There are even some great historical examples of this, with sieges that held for years breaking after the city under siege declared food price controls, thus creating no incentives for smugglers to get around the siege to provide food to the citizens.
So, in conclusion, the Law of Demand is a fundamental economic law that states that all other things being equal, the quantity demanded of a good or service will decrease as the price increases. The Law of Supply is the corresponding law for suppliers and states that all other things being equal, the quantity supplied will increase as the price increases. These laws are essential to understand because they help us to see how markets work and how prices act as signals of behaviour change to consumers and producers.
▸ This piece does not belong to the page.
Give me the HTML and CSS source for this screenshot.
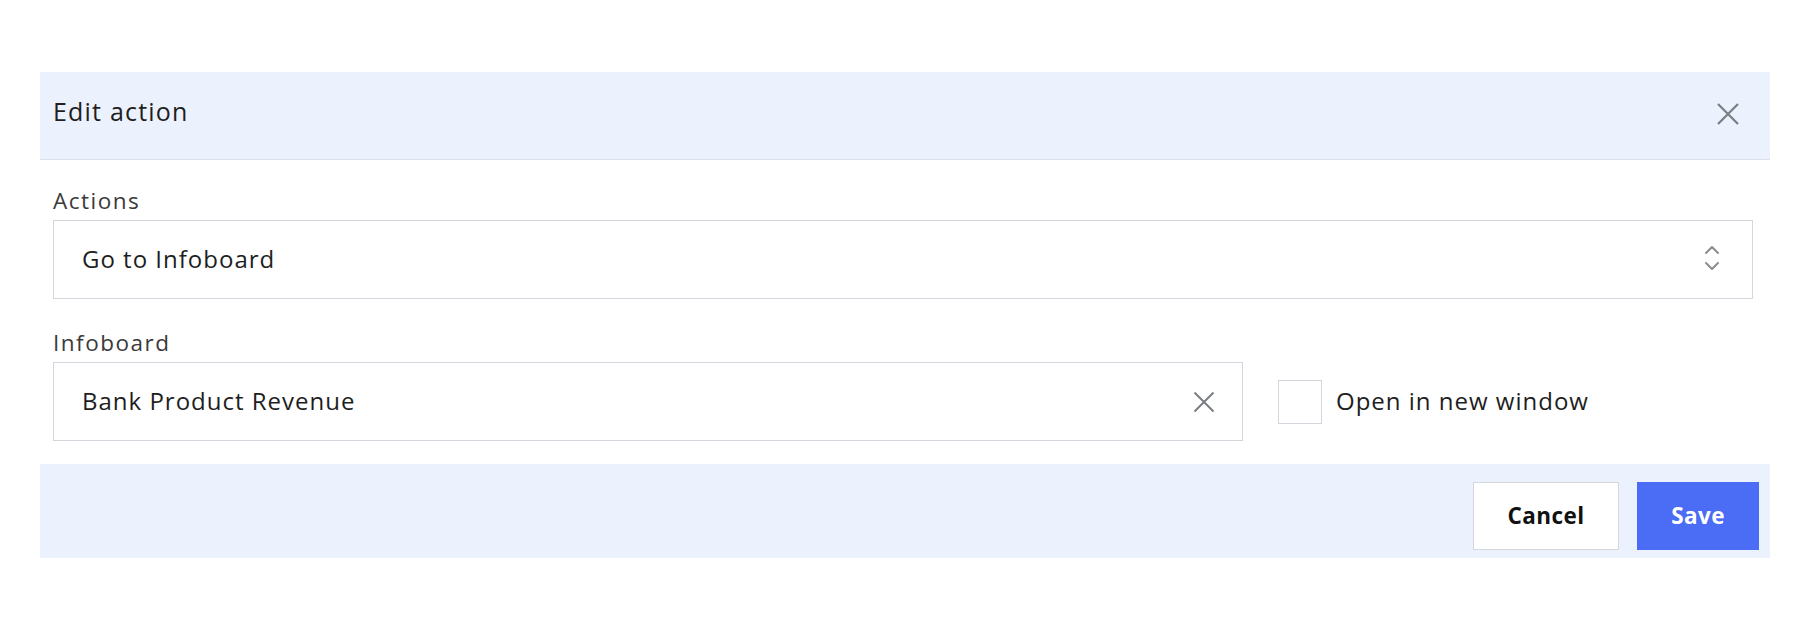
FILE: index.html
```html
<!DOCTYPE html>
<html>
<head>
<meta charset="utf-8">
<link rel="stylesheet" href="styles.css">
</head>
<body>
<div class="dialog">
  <div class="dialog-header">
    <span class="title">Edit action</span>
    <svg class="close" viewBox="0 0 24 24" width="24" height="24"><path d="M2 2 L22 22 M22 2 L2 22" stroke="#7a7d82" stroke-width="2.2" fill="none"/></svg>
  </div>
  <div class="dialog-body">
    <div class="field">
      <div class="label">Actions</div>
      <div class="select">
        <span>Go to Infoboard</span>
        <svg class="chev" viewBox="0 0 16 26" width="16" height="26"><path d="M2 8 L8 2 L14 8 M2 18 L8 24 L14 18" stroke="#8a8d92" stroke-width="2" fill="none" stroke-linecap="round" stroke-linejoin="round"/></svg>
      </div>
    </div>
    <div class="field">
      <div class="label">Infoboard</div>
      <div class="row">
        <div class="input">
          <span>Bank Product Revenue</span>
          <svg class="clear" viewBox="0 0 22 22" width="22" height="22"><path d="M1.5 1.5 L20.5 20.5 M20.5 1.5 L1.5 20.5" stroke="#7a7d82" stroke-width="2" fill="none"/></svg>
        </div>
        <label class="check">
          <span class="box"></span>
          <span class="check-text">Open in new window</span>
        </label>
      </div>
    </div>
  </div>
  <div class="dialog-footer">
    <button class="btn cancel">Cancel</button>
    <button class="btn save">Save</button>
  </div>
</div>
</body>
</html>
```
FILE: styles.css
```css
* { box-sizing: border-box; }
body {
  margin: 0;
  background: #ffffff;
  font-family: "Open Sans", "Liberation Sans", sans-serif;
  color: #222;
}
.dialog {
  margin: 72px 40px 0 40px;
  width: 1730px;
  background: #fff;
}
.dialog-header {
  height: 88px;
  background: #ebf1fd;
  border-bottom: 1px solid #dde2ea;
  display: flex;
  align-items: center;
  justify-content: space-between;
  padding: 0 30px 4px 13px;
}
.title {
  font-size: 25px;
  letter-spacing: 1.2px;
  color: #1e1e1e;
  padding-bottom: 6px;
}
.close { display: block; }
.dialog-body {
  padding: 26px 17px 23px 13px;
  display: flex;
  flex-direction: column;
  gap: 29px;
}
.label {
  font-size: 22.5px;
  letter-spacing: 1.5px;
  line-height: 30px;
  color: #3a3a3a;
  margin-bottom: 4px;
}
.select {
  height: 79px;
  border: 1.5px solid #d3d7dd;
  display: flex;
  align-items: center;
  justify-content: space-between;
  padding: 0 32px 3px 28px;
  font-size: 24px;
  letter-spacing: 1px;
  color: #1e1e1e;
}
.row {
  display: flex;
  align-items: center;
  gap: 35px;
}
.input {
  width: 1190px;
  height: 79px;
  border: 1.5px solid #d3d7dd;
  display: flex;
  align-items: center;
  justify-content: space-between;
  padding: 0 27px 3px 28px;
  font-size: 24px;
  letter-spacing: 1px;
  color: #1e1e1e;
}
.clear { display: block; margin-top: 3px; }
.check {
  display: flex;
  align-items: center;
  gap: 14px;
}
.box {
  width: 44px;
  height: 44px;
  border: 1.5px solid #d3d7dd;
  background: #fff;
}
.check-text {
  font-size: 24px;
  letter-spacing: 1px;
  color: #1e1e1e;
  padding-bottom: 2px;
}
.dialog-footer {
  height: 94px;
  background: #ebf1fd;
  display: flex;
  align-items: flex-start;
  justify-content: flex-end;
  gap: 18px;
  padding: 18px 11px 0 11px;
}
.btn {
  height: 68px;
  font-family: "Open Sans", "Liberation Sans", sans-serif;
  font-size: 22.5px;
  font-weight: 700;
  letter-spacing: 0.4px;
  border: 1.5px solid #d3d7dd;
  cursor: pointer;
  padding-bottom: 3px;
}
.cancel {
  width: 146px;
  background: #fff;
  color: #111;
}
.save {
  width: 122px;
  background: #4b6cf5;
  border-color: #4b6cf5;
  color: #fff;
}
```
With regards to government intervention in prices and regulation, I am not against it, but it has to be used in a limited and controlled manner, with a keen eye on whether any adverse effects or unintended consequences are happening due to government regulation.
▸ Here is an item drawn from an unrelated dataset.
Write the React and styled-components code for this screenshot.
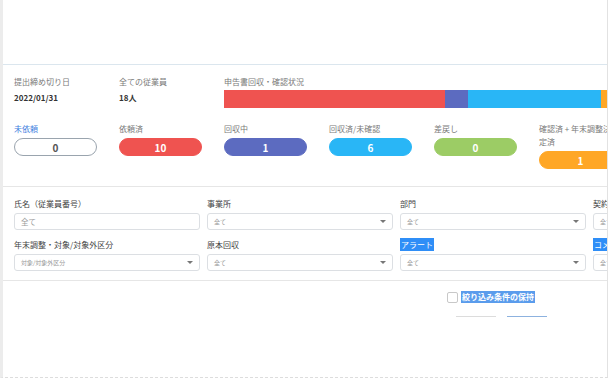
import React from 'react';
import styled, { createGlobalStyle } from 'styled-components';

const GlobalStyle = createGlobalStyle`
    html, body {
        margin: 0;
        padding: 0;
        background: #ffffff;
    }
    body {
        font-family: "Noto Sans CJK JP", "Noto Sans", sans-serif;
        color: #333;
    }
`;

const Frame = styled.div`
    width: 604px;
    height: 377px;
    border-left: 3px solid #ececec;
    border-right: 1px solid #e2e2e2;
    border-bottom: 1px dashed #dddddd;
    overflow: hidden;
    background: #fff;
`;

const Header = styled.div`
    height: 64px;
    border-bottom: 1px solid #dbe6ee;
`;

const Summary = styled.section`
    padding: 10px 0 17px 11px;
    border-bottom: 1px solid #e6e6e6;
`;

const SummaryRow = styled.div`
    display: flex;
    align-items: flex-start;
    gap: 22px;
`;

const Info = styled.div`
    width: 83px;
    flex: none;
`;

const Progress = styled.div`
    width: 420px;
    flex: none;
`;

const Label = styled.div`
    font-size: 8px;
    line-height: 13px;
    color: ${({ $link }) => ($link ? '#3f7fe0' : '#7a7a7a')};
    white-space: nowrap;
`;

const Value = styled.div`
    margin-top: 3px;
    font-size: 8px;
    line-height: 13px;
    font-weight: 700;
    color: #333;
`;

const Bar = styled.div`
    margin-top: 2px;
    height: 18px;
    display: flex;
`;

const Segment = styled.div`
    height: 100%;
    flex: none;
    background: ${({ color }) => color};
`;

const StatusRow = styled.div`
    margin-top: 14px;
    display: grid;
    grid-template-columns: repeat(6, 83px);
    column-gap: 22px;
    align-items: start;
`;

const Pill = styled.div`
    margin-top: 3px;
    height: 18px;
    border-radius: 9px;
    box-sizing: border-box;
    display: flex;
    align-items: center;
    justify-content: center;
    font-size: 10px;
    font-weight: 700;
    color: ${({ color }) => (color ? '#fff' : '#555')};
    background: ${({ color }) => color || '#fff'};
    border: 1px solid ${({ color }) => color || '#9aa4ae'};
`;

const Filters = styled.section`
    padding: 10px 0 9px 11px;
    border-bottom: 1px solid #e6e6e6;
    display: grid;
    grid-template-columns: repeat(4, 186px);
    column-gap: 7px;
    row-gap: 8px;
`;

const Field = styled.div`
    display: flex;
    flex-direction: column;
`;

const FieldLabel = styled.div`
    font-size: 8px;
    line-height: 13px;
    color: #444;
    white-space: nowrap;
`;

const Selected = styled.span`
    background: #2f8ef7;
    color: #fff;
    padding: 1px 1px;
`;

const Input = styled.div`
    margin-top: 3px;
    height: 17px;
    box-sizing: border-box;
    border: 1px solid #dcdfe3;
    border-radius: 3px;
    padding: 0 6px;
    display: flex;
    align-items: center;
    justify-content: space-between;
    font-size: ${({ $large }) => ($large ? '7.5px' : '6px')};
    color: #999;
    white-space: nowrap;
`;

const Caret = styled.span`
    width: 0;
    height: 0;
    border-left: 3px solid transparent;
    border-right: 3px solid transparent;
    border-top: 3px solid #777;
`;

const CheckRow = styled.div`
    margin-top: 10px;
    padding-right: 72px;
    display: flex;
    justify-content: flex-end;
    align-items: center;
    gap: 3px;
`;

const Checkbox = styled.span`
    width: 9px;
    height: 9px;
    border: 1px solid #c8c8c8;
    border-radius: 2px;
    background: #fff;
`;

const CheckLabel = styled.span`
    font-size: 8px;
    line-height: 12px;
    font-weight: 700;
    color: #fff;
    background: #5a9cec;
    padding: 0 1px;
`;

const ButtonRow = styled.div`
    margin-top: 13px;
    padding-right: 60px;
    display: flex;
    justify-content: flex-end;
    gap: 11px;
`;

const Button = styled.div`
    width: 40px;
    height: 0;
    border-top: 1px solid ${({ $primary }) => ($primary ? '#8db2df' : '#dcdcdc')};
`;

const statuses = [
    { lines: ['未依頼'], value: 0, link: true },
    { lines: ['依頼済'], value: 10, color: '#ef5350' },
    { lines: ['回収中'], value: 1, color: '#5c6bc0' },
    { lines: ['回収済/未確認'], value: 6, color: '#29b6f6' },
    { lines: ['差戻し'], value: 0, color: '#9ccc65' },
    { lines: ['確認済 + 年末調整決', '定済'], value: 1, color: '#ffa726' },
];

const filters = [
    { label: '氏名（従業員番号）', value: '全て', text: true },
    { label: '事業所', value: '全て' },
    { label: '部門', value: '全て' },
    { label: '契約形態', value: '全て' },
    { label: '年末調整・対象/対象外区分', value: '対象/対象外区分' },
    { label: '原本回収', value: '全て' },
    { label: 'アラート', value: '全て', selected: true },
    { label: 'コメント', value: '全て', selected: true },
];

const App = () => {
    return (
        <Frame>
            <GlobalStyle />
            <Header />
            <Summary>
                <SummaryRow>
                    <Info>
                        <Label>提出締め切り日</Label>
                        <Value>2022/01/31</Value>
                    </Info>
                    <Info>
                        <Label>全ての従業員</Label>
                        <Value>18人</Value>
                    </Info>
                    <Progress>
                        <Label>申告書回収・確認状況</Label>
                        <Bar>
                            <Segment color="#ef5350" style={{ width: 221 }} />
                            <Segment color="#5c6bc0" style={{ width: 23 }} />
                            <Segment color="#29b6f6" style={{ width: 133 }} />
                            <Segment color="#ffa726" style={{ width: 22 }} />
                        </Bar>
                    </Progress>
                </SummaryRow>
                <StatusRow>
                    {statuses.map((s) => (
                        <div key={s.lines.join('')}>
                            {s.lines.map((line) => (
                                <Label key={line} $link={s.link}>{line}</Label>
                            ))}
                            <Pill color={s.color}>{s.value}</Pill>
                        </div>
                    ))}
                </StatusRow>
            </Summary>
            <Filters>
                {filters.map((f) => (
                    <Field key={f.label}>
                        <FieldLabel>
                            {f.selected ? <Selected>{f.label}</Selected> : f.label}
                        </FieldLabel>
                        <Input $large={f.text}>
                            <span>{f.value}</span>
                            {!f.text && <Caret />}
                        </Input>
                    </Field>
                ))}
            </Filters>
            <CheckRow>
                <Checkbox />
                <CheckLabel>絞り込み条件の保持</CheckLabel>
            </CheckRow>
            <ButtonRow>
                <Button />
                <Button $primary />
            </ButtonRow>
        </Frame>
    );
};

export default App;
The place where governments truly shine are ensuring that private companies are including any external costs to society in their profit and loss calculations. The government can achieve this by industry-specific taxation and regulation. An example of this that I am hoping to see in the near future is how governments may tax social media companies concerning the mental health issues that they cause. This is an external cost that is born by users, to enable large profits to a small set of organizations.
But as always, we must be careful with government policies and regulations, precisely because governments are generally not influenced by the laws of supply and demand. The people who create the policies seldom suffer the consequences of being wrong.
After all, the last thing we want is great-sounding policies that harm the people they are trying to help instead of counterintuitive policies that don’t look great on paper, but actually help society.